SET PROBLEM: Print, exactly and completely, every entry in the data.
----
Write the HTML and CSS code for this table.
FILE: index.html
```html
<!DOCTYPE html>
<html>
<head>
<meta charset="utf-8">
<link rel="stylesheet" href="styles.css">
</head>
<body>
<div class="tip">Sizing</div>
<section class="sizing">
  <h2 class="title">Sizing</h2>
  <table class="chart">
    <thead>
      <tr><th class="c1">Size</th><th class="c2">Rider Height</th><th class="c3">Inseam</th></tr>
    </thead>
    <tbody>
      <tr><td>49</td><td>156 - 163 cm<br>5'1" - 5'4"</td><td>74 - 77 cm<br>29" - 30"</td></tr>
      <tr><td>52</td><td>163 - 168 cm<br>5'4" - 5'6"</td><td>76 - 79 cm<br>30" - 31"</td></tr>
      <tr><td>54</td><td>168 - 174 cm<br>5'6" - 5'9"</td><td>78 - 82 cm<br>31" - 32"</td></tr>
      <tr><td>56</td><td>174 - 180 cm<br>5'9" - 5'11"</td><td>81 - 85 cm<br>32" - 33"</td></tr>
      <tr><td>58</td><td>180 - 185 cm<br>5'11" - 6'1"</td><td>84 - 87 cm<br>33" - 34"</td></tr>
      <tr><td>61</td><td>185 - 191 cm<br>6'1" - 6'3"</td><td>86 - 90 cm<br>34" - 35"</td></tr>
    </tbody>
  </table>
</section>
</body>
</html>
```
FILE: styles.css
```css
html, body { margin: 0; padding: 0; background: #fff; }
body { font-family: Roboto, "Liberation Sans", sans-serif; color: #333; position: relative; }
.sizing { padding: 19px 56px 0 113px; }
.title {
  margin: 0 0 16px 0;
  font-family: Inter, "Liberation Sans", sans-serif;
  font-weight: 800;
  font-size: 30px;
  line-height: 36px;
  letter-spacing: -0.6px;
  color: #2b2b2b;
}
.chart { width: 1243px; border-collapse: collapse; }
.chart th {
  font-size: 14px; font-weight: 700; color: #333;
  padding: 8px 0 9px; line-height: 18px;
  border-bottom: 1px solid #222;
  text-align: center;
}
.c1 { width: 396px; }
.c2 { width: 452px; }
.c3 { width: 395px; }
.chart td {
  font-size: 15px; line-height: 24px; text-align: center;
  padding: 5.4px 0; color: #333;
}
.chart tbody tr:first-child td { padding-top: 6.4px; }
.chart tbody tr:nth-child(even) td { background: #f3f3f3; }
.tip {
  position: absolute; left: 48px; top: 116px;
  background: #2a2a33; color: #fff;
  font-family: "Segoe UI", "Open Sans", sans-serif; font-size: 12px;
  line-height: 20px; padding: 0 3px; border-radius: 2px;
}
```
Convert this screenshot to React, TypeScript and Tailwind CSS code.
----
EXPECTED ANSWER:
Write the HTML and CSS code for this table.
FILE: index.html
```html
<!DOCTYPE html>
<html>
<head>
<meta charset="utf-8">
<link rel="stylesheet" href="styles.css">
</head>
<body>
<div class="tip">Sizing</div>
<section class="sizing">
  <h2 class="title">Sizing</h2>
  <table class="chart">
    <thead>
      <tr><th class="c1">Size</th><th class="c2">Rider Height</th><th class="c3">Inseam</th></tr>
    </thead>
    <tbody>
      <tr><td>49</td><td>156 - 163 cm<br>5'1" - 5'4"</td><td>74 - 77 cm<br>29" - 30"</td></tr>
      <tr><td>52</td><td>163 - 168 cm<br>5'4" - 5'6"</td><td>76 - 79 cm<br>30" - 31"</td></tr>
      <tr><td>54</td><td>168 - 174 cm<br>5'6" - 5'9"</td><td>78 - 82 cm<br>31" - 32"</td></tr>
      <tr><td>56</td><td>174 - 180 cm<br>5'9" - 5'11"</td><td>81 - 85 cm<br>32" - 33"</td></tr>
      <tr><td>58</td><td>180 - 185 cm<br>5'11" - 6'1"</td><td>84 - 87 cm<br>33" - 34"</td></tr>
      <tr><td>61</td><td>185 - 191 cm<br>6'1" - 6'3"</td><td>86 - 90 cm<br>34" - 35"</td></tr>
    </tbody>
  </table>
</section>
</body>
</html>
```
FILE: styles.css
```css
html, body { margin: 0; padding: 0; background: #fff; }
body { font-family: Roboto, "Liberation Sans", sans-serif; color: #333; position: relative; }
.sizing { padding: 19px 56px 0 113px; }
.title {
  margin: 0 0 16px 0;
  font-family: Inter, "Liberation Sans", sans-serif;
  font-weight: 800;
  font-size: 30px;
  line-height: 36px;
  letter-spacing: -0.6px;
  color: #2b2b2b;
}
.chart { width: 1243px; border-collapse: collapse; }
.chart th {
  font-size: 14px; font-weight: 700; color: #333;
  padding: 8px 0 9px; line-height: 18px;
  border-bottom: 1px solid #222;
  text-align: center;
}
.c1 { width: 396px; }
.c2 { width: 452px; }
.c3 { width: 395px; }
.chart td {
  font-size: 15px; line-height: 24px; text-align: center;
  padding: 5.4px 0; color: #333;
}
.chart tbody tr:first-child td { padding-top: 6.4px; }
.chart tbody tr:nth-child(even) td { background: #f3f3f3; }
.tip {
  position: absolute; left: 48px; top: 116px;
  background: #2a2a33; color: #fff;
  font-family: "Segoe UI", "Open Sans", sans-serif; font-size: 12px;
  line-height: 20px; padding: 0 3px; border-radius: 2px;
}
```
Convert this screenshot to React, TypeScript and Tailwind CSS code.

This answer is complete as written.